Where do ideas come from? I like to think of myself as pretty creative. Sometimes I surprise myself with the ideas that I come up with but there’s not really a rhyme or reason to it. The ideas, they come out of left field 99% of the time. Guaranteed to give me an inspiration block is pressure or some sort of guideline. I just don’t seem to be able to get the juices flowing if there’s any sort of constraint.
Coming up with a cocktail-inspired sweet treat was one of those things that shut down my brain. Try as I might I just couldn’t come up with an idea. But, last week I accidentally stole a bag of passionfruit from mum (yes it was an accident not an ‘accident’) and when I rang to tell her she said I could keep them on the condition that I made her a loaf of her favourite passionfruit banana bread.
I kept my end of the bargain but still had 5 passionfruit left over and a hankering for passionfruit biscuits so to the recipe books I went. Extricating the passionfruits from the crisper I spotted a bag of limes and then my brain started ticking. ‘Ooh passionfruit and lime make a delicious cocktail (it was girls night the next day so I was already dreaming of cocktails), wait a minute… do they make a delicious cocktail cookies I could enter in the Sweet Adventures Blog Hop?’
Yes, yes they do! The passionfruit and lime cocktail cookies crumble with the lightest of bites and the crumb will almost dissolve on your tongue. If it weren’t for the spots of crunchy passionfruit seeds you could almost get away with not having to chew. The icing adds a little bitter sweetness with a spot of white rum to really bring the cocktail together. It’s not over-powering at all (there’s only a little in there) but there’s enough to give just a little bit of a tang that would make unsuspecting recipients wonder what your secret ingredient is. Of course you can’t have a cocktail without a little bit of fruit and a fancy straw so I topped them off with a slither of lime and a cocktail straw.

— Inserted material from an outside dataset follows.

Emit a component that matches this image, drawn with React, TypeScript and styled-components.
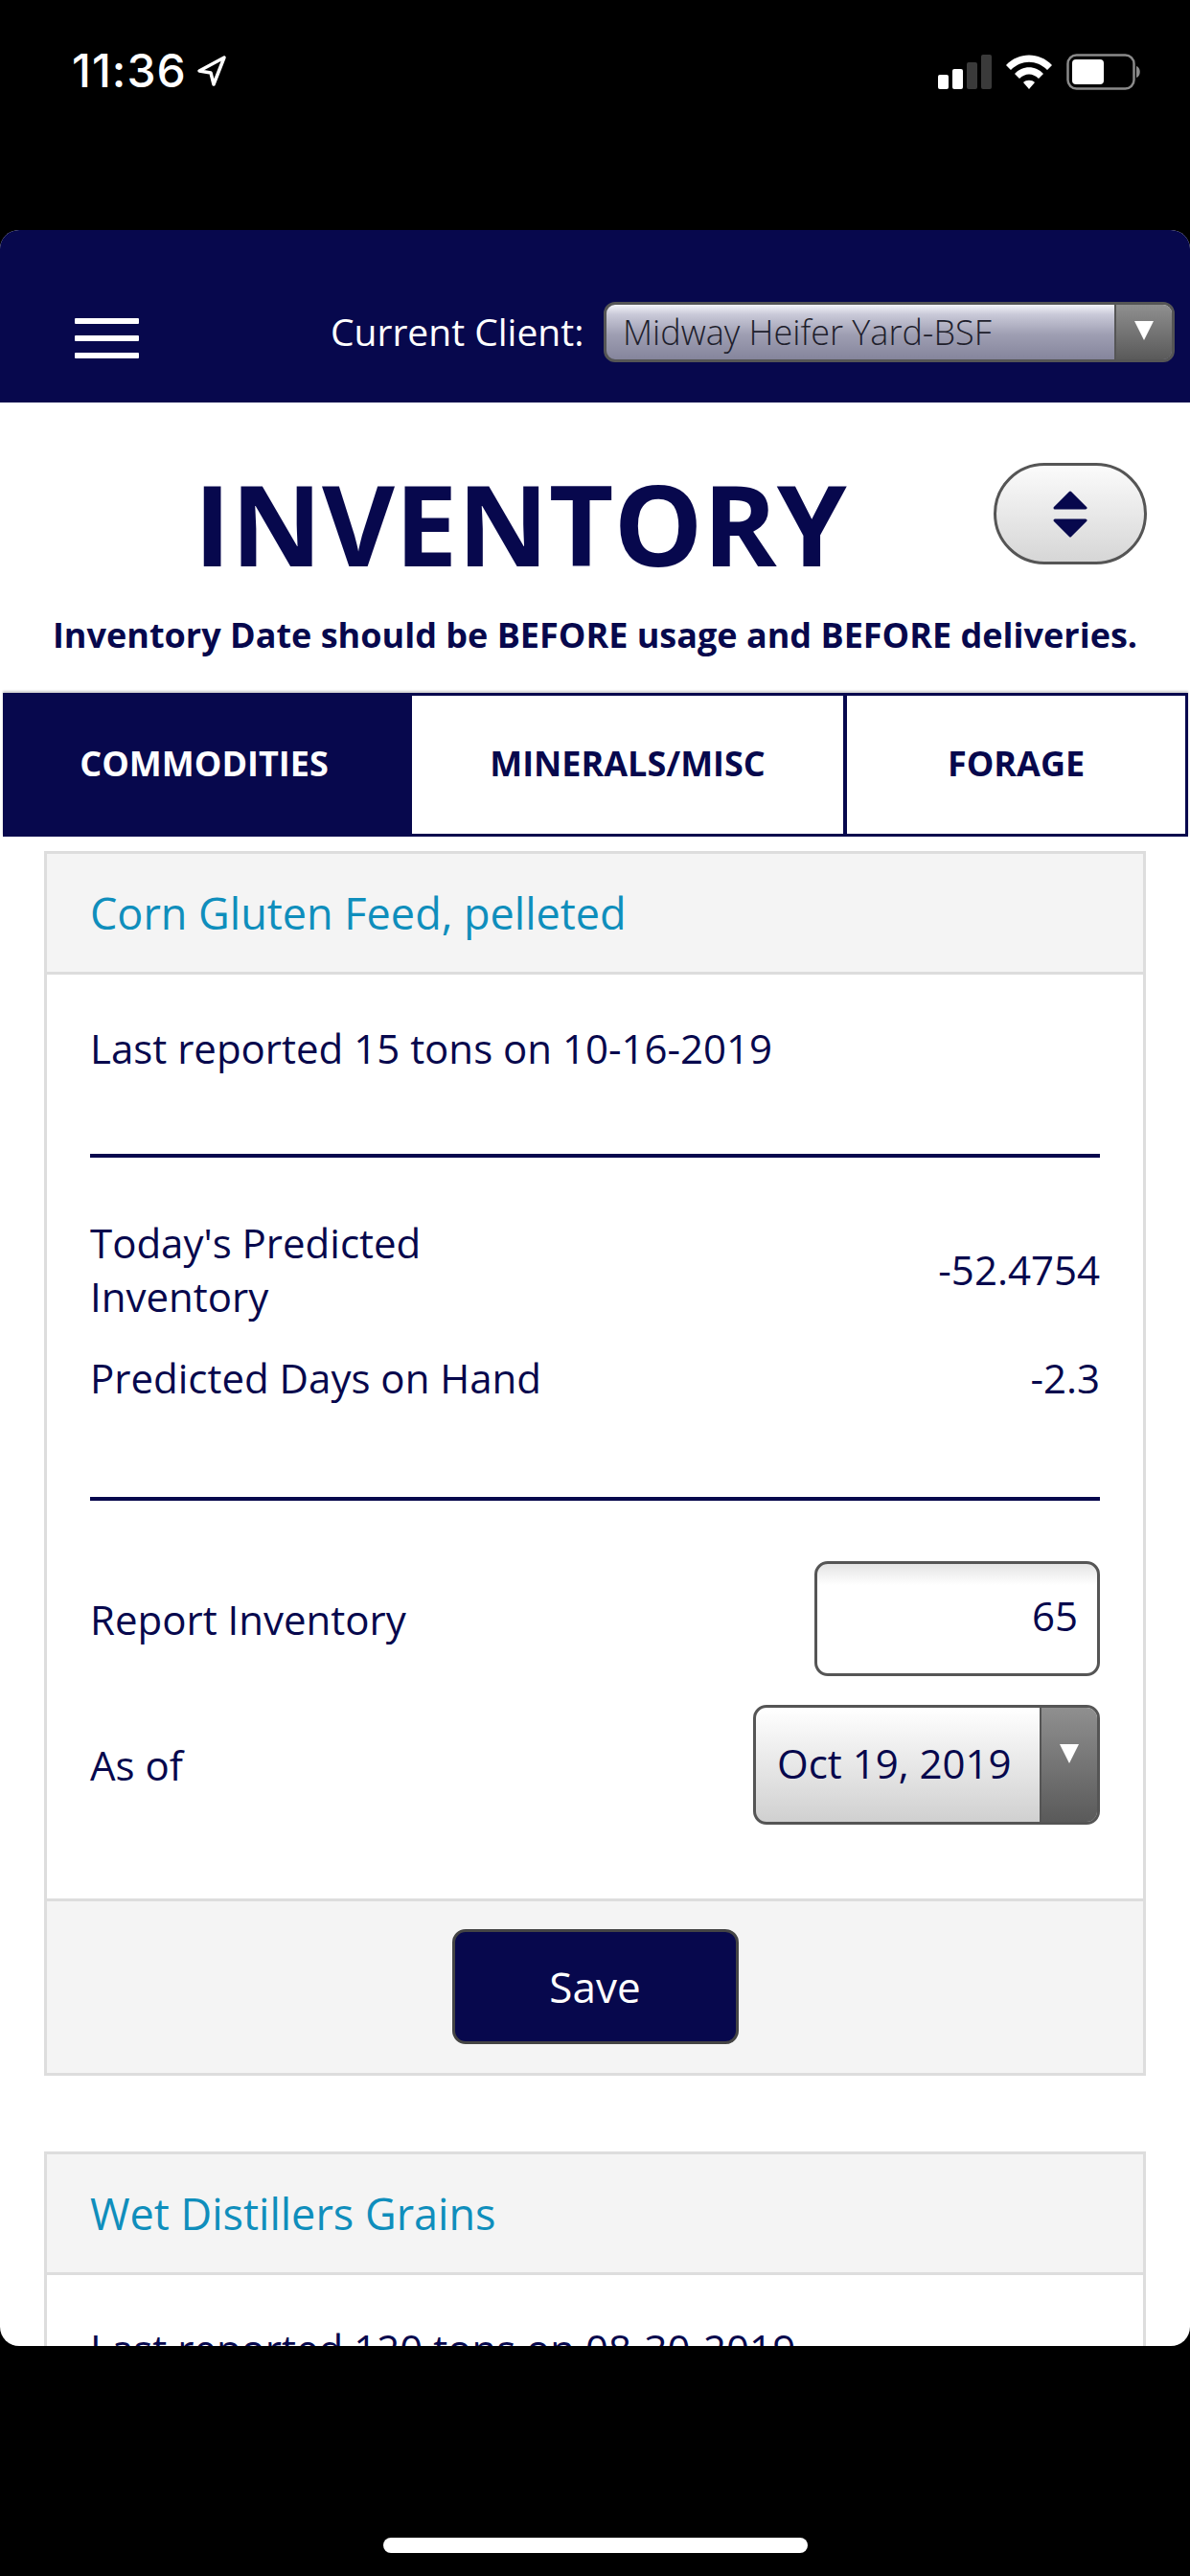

The creativity didn’t stop there. As my brain ticked, trying to think of a suitably cocktail-like backdrop my bright green dress sprung to mind. I wore it to ring in the New Year so if it doesn’t scream cocktail I don’t know what does. I also thought I’d show you a little peek at my photo set up. Oh the glory of cropping. Yes my dress is stuck to my bar freezer with a bottle opener magnet and yes it is hanging off a wine bottle in our drinks bucket. What can I say, I’m a classy lady. Oh that and I’m carrying through with the cocktail theme right?
I think these would be a fun way to end a girly cocktail party or even a bridal shower or hens party. If you’ve not got an excuse to make them any time soon, they’re almost as good with just a simple dusting of icing sugar but I do encourage you go the extra mile (yes you’re allowed to leave out the Bacardi if you must). Enjoy!
What about you? Are you good at coming up with ideas under pressure?
Don’t forget to check out the other cocktail creations in this month’s Sweet Adventures Blog Hop hosted by the lovely JJ over at 84th & 3rd.
- 90g icing sugar
- 185g butter
- 2 passionfruit
- 1 tsp lime zest
- 1 cup cornflour
- 1¼ cups self-raising flour
- 1 tbsp butter
- 1 cup icing sugar
- 1 passionfruit
- 1 tsp lime zest
- 1 tsp Bacardi white rum
- Lime & straws to decorate
- Pre-heat the oven to 175C fan-forced and line two baking trays with baking paper.
- In the bowl of an electric mixer, beat the butter and sugar together until creamy.
- Add the passionfruit pulp and lime zest and beat them through.
- Add the flour and corn flour and mix until everything comes together in a dough.
- Use 2 teaspoons of dough at a time and roll the dough into balls.
- Place them on the baking tray, leaving 5cm between each one and press them down gently.
- Bake for 15 minutes or until they start to turn golden.
- Leave on the trays for 5 minutes and then transfer to a wire rack to cool completely.
- Beat the butter for a minute then add the icing sugar and beat through.
- Add the passionfruit and lime and beat them through then add the Bacardi.
- Beat until the icing is smooth. If it’s too thick add a little water or if it’s too thin add a little more icing sugar.
- Spread the icing on the cooled cookies and add a little wedge of lemon and a little straw.